# What needs to be done
Search the material below for the word "Clone" and copy every line in which it occurs.

# Stored records
---------------

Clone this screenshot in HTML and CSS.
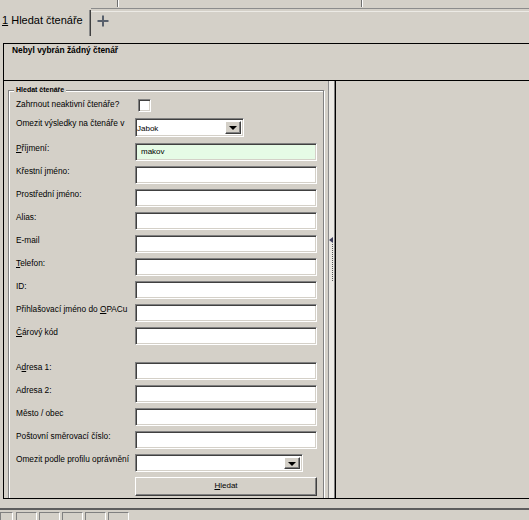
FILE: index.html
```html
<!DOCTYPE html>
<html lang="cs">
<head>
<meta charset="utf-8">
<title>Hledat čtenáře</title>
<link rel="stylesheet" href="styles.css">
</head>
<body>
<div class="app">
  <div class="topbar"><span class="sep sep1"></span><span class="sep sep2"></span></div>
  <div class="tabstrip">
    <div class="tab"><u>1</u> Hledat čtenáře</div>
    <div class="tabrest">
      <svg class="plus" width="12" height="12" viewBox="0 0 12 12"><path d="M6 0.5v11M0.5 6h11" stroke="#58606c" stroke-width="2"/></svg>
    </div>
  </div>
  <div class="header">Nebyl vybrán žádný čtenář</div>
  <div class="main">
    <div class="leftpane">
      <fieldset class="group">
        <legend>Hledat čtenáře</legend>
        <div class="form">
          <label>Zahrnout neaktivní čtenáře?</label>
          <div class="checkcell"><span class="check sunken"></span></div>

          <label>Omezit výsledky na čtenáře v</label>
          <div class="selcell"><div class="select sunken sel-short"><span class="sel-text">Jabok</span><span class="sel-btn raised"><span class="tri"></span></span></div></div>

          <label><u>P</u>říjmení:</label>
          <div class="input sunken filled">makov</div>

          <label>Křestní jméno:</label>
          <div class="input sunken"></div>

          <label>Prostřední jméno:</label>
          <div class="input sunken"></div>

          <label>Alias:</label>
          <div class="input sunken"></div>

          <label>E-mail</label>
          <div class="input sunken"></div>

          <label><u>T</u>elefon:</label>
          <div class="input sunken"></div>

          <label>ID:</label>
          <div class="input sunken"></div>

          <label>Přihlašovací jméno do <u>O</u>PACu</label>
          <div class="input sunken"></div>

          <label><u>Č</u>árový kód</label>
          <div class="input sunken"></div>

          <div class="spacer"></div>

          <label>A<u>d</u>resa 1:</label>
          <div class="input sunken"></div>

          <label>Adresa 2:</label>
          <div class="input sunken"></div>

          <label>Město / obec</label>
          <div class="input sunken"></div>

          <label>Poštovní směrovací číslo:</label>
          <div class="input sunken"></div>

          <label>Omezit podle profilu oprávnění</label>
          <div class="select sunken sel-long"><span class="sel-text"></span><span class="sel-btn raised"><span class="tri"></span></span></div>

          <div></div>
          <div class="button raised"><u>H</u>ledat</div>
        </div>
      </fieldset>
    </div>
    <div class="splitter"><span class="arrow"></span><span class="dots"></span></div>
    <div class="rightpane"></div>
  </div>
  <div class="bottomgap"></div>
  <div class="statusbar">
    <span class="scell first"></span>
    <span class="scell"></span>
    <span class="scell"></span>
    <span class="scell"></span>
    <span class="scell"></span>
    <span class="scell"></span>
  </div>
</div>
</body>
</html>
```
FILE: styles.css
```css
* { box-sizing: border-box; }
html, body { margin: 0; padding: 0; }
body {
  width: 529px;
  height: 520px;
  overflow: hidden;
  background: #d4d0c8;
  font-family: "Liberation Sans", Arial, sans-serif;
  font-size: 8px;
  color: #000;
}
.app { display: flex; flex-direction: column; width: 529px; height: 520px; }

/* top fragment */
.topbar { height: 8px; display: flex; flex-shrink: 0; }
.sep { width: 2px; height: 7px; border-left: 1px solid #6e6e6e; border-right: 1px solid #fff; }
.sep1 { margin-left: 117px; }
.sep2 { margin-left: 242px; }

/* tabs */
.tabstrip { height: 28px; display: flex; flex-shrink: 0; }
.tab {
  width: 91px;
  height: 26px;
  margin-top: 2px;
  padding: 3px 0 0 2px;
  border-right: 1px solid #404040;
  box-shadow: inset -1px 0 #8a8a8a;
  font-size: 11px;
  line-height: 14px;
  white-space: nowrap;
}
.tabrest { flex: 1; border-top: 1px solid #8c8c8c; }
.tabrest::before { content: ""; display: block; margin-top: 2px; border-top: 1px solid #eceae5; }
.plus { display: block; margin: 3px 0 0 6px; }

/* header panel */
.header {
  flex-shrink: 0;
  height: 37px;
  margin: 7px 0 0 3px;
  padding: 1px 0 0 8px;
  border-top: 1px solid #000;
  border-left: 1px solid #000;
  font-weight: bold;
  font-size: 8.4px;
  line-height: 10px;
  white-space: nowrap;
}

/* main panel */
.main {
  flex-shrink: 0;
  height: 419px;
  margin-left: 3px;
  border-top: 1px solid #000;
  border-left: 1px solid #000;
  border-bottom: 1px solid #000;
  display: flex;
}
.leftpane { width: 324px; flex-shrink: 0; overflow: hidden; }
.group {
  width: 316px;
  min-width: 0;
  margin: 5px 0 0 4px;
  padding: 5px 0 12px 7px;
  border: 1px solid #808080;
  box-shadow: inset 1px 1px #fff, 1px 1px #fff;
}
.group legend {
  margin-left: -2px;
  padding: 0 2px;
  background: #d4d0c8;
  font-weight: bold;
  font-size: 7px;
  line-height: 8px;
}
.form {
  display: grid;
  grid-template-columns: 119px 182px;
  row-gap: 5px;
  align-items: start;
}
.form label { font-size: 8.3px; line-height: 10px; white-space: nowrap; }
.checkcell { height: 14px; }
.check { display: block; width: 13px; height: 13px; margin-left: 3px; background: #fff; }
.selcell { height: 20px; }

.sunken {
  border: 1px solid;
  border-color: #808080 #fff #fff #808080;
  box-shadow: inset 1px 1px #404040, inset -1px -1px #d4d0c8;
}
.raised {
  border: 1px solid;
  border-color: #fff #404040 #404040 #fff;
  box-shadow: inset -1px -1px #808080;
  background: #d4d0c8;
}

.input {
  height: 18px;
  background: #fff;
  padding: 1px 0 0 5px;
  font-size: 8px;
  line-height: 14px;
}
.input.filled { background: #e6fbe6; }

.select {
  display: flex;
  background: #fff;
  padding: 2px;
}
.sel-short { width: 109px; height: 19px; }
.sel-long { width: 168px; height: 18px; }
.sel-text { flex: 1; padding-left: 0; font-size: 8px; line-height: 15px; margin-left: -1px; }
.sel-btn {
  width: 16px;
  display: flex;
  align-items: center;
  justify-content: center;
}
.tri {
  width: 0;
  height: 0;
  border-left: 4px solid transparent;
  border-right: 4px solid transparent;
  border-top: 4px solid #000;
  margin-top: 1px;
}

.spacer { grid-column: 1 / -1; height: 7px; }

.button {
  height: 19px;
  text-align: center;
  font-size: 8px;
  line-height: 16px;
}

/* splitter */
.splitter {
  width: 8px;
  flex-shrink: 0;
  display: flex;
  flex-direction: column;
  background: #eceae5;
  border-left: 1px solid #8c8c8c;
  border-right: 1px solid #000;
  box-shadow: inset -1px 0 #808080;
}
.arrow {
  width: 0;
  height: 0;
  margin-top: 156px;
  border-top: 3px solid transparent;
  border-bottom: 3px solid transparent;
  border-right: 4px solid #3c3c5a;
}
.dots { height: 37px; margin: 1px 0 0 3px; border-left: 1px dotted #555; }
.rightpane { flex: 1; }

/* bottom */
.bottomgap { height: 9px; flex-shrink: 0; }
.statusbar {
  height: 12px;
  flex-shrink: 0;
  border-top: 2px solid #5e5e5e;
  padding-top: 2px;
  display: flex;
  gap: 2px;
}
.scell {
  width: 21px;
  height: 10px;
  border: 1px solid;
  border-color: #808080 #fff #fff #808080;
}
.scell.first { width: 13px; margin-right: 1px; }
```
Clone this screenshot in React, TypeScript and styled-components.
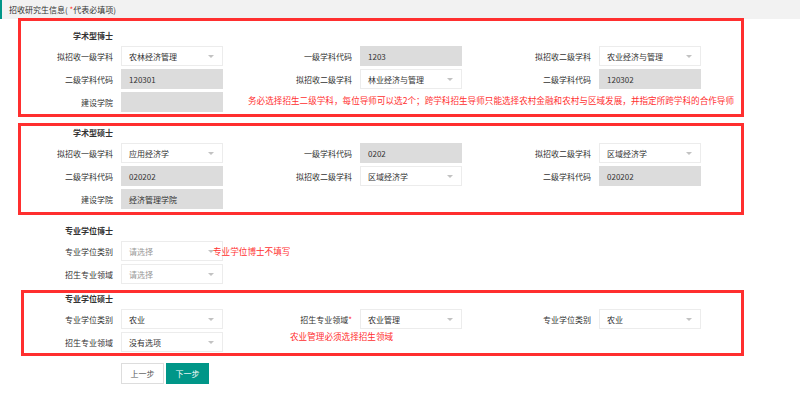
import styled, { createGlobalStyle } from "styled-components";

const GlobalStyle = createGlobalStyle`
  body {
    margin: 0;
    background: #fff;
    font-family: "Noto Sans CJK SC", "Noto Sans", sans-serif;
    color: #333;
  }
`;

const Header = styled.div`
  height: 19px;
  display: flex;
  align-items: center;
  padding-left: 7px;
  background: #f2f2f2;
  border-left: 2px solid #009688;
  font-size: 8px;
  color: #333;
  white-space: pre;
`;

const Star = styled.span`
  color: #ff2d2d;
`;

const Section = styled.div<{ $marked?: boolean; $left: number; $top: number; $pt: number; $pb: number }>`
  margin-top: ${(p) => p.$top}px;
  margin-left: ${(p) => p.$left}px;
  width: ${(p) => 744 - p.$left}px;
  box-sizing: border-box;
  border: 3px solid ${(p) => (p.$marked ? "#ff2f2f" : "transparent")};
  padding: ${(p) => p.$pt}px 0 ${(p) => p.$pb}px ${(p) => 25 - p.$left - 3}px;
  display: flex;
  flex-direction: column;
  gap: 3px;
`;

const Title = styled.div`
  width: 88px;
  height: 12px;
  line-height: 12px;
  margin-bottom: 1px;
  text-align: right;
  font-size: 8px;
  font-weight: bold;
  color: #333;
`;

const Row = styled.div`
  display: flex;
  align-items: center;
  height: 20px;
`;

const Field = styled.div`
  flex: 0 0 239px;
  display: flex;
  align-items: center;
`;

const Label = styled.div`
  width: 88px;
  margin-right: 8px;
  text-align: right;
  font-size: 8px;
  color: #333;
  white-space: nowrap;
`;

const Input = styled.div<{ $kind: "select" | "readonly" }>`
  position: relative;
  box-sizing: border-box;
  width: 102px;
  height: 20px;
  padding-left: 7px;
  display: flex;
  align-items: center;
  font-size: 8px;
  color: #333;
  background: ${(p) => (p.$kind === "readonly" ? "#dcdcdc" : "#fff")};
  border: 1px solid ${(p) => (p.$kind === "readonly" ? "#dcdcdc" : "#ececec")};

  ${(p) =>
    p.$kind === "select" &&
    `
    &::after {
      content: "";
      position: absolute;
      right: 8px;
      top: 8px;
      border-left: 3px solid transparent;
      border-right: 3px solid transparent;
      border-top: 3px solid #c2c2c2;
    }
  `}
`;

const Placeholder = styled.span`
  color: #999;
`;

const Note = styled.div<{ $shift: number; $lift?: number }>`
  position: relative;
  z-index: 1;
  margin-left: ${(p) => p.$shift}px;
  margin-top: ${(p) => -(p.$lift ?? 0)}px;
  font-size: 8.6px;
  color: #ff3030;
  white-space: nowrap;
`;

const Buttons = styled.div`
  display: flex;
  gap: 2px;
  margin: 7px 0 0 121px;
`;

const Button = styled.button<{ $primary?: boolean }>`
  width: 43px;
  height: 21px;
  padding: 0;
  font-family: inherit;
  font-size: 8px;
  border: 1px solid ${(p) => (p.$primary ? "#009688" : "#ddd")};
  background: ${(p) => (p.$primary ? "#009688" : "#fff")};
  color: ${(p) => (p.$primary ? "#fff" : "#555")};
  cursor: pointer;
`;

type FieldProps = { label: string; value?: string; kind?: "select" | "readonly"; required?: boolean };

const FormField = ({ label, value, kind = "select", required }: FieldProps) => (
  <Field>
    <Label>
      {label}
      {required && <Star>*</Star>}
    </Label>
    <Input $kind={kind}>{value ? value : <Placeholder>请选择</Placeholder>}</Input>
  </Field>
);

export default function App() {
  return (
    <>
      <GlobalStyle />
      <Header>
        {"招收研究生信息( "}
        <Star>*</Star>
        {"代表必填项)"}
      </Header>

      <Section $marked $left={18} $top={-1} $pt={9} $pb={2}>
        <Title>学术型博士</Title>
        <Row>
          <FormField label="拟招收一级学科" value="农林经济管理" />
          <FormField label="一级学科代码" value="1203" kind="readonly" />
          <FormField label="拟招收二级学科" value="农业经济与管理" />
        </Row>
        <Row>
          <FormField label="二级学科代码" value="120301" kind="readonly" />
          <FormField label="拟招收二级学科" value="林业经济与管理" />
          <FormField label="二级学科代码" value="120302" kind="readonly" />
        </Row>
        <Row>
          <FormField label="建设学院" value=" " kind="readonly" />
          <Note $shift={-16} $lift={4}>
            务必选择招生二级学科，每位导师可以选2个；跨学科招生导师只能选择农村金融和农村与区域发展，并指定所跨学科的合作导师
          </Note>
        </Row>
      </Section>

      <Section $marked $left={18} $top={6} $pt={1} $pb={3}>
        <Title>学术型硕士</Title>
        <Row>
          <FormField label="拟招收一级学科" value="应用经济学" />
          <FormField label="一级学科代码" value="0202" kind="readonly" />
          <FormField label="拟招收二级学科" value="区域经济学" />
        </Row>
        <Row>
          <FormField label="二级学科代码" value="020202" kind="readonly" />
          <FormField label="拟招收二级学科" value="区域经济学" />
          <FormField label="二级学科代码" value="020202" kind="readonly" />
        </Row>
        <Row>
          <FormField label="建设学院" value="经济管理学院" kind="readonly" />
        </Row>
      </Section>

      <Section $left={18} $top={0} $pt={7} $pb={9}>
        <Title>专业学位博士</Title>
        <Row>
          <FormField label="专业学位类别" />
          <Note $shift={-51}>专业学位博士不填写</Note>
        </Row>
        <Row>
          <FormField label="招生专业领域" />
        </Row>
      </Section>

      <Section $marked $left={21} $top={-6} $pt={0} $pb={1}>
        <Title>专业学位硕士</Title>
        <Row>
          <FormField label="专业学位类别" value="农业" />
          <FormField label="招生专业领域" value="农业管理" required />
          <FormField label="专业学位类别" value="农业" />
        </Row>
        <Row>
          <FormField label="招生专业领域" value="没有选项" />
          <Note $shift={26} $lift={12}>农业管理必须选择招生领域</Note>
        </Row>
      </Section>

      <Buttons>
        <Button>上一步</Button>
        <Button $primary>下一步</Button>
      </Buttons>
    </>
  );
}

---------------

# Finished task
Clone this screenshot in HTML and CSS.
Clone this screenshot in React, TypeScript and styled-components.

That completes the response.